**Aim of the exercise:** Every line holding the word "with" counts once. Give the total, nothing more.

Front-end source files:
--
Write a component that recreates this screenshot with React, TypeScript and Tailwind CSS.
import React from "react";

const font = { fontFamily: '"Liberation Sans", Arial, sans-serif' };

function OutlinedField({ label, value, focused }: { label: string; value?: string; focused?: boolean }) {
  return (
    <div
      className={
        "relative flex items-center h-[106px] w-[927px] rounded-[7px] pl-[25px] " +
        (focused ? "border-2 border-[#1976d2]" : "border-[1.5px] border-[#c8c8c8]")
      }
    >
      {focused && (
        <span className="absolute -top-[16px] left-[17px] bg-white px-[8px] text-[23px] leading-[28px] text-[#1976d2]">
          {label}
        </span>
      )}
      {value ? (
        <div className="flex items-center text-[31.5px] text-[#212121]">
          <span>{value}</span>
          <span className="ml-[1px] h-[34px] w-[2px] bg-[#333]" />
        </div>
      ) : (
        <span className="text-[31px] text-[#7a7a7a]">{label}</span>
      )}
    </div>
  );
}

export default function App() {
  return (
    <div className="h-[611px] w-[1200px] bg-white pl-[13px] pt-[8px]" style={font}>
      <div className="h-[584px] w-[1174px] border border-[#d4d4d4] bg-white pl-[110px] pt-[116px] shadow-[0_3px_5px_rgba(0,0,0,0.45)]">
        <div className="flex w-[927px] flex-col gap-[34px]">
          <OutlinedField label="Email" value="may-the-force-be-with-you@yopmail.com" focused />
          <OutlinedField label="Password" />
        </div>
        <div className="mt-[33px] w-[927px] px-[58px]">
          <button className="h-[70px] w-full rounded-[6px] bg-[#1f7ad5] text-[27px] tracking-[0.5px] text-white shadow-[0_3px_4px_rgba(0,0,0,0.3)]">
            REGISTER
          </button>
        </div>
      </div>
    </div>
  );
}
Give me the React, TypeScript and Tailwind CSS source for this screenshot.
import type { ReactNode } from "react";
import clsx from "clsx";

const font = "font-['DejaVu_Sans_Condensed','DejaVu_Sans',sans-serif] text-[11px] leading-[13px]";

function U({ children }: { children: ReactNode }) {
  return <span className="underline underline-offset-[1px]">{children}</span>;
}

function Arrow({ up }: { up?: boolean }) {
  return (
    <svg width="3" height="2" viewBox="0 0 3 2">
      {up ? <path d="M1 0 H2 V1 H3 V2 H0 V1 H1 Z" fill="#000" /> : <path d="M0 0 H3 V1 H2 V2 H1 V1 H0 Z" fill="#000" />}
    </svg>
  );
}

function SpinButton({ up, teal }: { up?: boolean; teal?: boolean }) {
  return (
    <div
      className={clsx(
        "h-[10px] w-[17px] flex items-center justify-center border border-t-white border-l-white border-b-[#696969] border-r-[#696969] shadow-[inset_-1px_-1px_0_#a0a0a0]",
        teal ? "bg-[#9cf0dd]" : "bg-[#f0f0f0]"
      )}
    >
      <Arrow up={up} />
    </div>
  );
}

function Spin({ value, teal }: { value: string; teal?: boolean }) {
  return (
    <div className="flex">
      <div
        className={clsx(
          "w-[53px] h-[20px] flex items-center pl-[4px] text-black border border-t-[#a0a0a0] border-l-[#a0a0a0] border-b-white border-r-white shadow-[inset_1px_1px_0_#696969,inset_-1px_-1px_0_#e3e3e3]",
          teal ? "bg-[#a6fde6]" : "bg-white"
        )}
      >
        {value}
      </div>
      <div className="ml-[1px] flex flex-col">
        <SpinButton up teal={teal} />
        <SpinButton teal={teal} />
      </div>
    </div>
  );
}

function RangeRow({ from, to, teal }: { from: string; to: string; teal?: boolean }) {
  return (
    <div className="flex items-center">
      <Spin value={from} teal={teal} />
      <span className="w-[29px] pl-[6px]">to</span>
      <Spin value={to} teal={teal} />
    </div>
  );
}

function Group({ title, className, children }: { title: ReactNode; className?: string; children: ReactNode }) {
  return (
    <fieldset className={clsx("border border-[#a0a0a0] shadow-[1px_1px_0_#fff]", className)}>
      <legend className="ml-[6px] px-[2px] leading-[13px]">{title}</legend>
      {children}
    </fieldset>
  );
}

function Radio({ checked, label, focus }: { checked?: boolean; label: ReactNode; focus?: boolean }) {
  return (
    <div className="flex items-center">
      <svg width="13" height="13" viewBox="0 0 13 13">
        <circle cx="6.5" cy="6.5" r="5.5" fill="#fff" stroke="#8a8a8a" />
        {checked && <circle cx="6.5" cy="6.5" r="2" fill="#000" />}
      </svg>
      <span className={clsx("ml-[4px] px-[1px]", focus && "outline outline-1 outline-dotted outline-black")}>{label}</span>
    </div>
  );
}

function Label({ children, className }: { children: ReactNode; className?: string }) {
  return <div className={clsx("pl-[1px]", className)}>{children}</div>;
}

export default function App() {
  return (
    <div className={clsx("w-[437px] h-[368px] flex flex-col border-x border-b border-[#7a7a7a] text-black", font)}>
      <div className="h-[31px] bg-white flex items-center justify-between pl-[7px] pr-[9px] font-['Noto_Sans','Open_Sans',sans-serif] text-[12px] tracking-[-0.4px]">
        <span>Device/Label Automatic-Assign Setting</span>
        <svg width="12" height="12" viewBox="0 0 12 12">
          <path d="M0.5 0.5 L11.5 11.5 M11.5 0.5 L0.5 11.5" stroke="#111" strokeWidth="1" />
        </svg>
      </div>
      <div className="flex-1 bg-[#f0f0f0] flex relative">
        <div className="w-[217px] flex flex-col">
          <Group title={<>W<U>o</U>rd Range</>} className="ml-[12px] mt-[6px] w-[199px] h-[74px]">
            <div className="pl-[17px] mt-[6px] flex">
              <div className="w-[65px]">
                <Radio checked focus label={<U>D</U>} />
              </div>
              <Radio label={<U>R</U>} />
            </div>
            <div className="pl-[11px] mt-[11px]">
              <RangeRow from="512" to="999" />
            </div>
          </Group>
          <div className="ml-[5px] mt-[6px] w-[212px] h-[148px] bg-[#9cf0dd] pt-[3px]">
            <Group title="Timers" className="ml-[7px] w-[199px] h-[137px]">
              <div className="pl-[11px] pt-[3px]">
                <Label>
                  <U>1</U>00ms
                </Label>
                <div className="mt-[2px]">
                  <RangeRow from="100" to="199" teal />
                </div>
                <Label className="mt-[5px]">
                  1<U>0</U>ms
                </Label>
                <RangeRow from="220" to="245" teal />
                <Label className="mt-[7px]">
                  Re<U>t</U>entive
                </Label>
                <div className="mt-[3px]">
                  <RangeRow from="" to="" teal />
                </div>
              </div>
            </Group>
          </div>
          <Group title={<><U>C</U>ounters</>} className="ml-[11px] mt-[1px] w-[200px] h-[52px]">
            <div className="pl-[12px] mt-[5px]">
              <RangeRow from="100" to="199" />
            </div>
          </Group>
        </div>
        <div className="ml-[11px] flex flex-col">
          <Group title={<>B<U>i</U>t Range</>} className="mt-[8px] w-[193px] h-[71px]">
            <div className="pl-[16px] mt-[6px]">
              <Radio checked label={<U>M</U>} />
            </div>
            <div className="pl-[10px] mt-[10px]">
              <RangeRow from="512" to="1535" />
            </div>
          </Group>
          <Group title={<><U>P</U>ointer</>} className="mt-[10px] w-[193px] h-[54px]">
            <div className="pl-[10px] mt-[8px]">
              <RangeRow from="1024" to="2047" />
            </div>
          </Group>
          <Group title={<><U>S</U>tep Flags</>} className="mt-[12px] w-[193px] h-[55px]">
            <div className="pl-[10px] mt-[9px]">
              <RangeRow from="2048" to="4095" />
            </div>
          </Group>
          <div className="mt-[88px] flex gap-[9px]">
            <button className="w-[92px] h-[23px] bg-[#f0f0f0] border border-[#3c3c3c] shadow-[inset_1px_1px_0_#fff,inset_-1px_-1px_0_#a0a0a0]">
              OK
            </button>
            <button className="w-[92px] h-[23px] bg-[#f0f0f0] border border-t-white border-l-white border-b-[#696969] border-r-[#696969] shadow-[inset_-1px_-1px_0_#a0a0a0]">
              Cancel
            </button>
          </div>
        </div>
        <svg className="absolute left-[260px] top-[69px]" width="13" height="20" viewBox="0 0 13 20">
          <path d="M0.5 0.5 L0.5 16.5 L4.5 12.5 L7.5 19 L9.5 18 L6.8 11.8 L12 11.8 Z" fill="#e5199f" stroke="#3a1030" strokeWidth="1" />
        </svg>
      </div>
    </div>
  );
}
--
**Exercise solution:** 2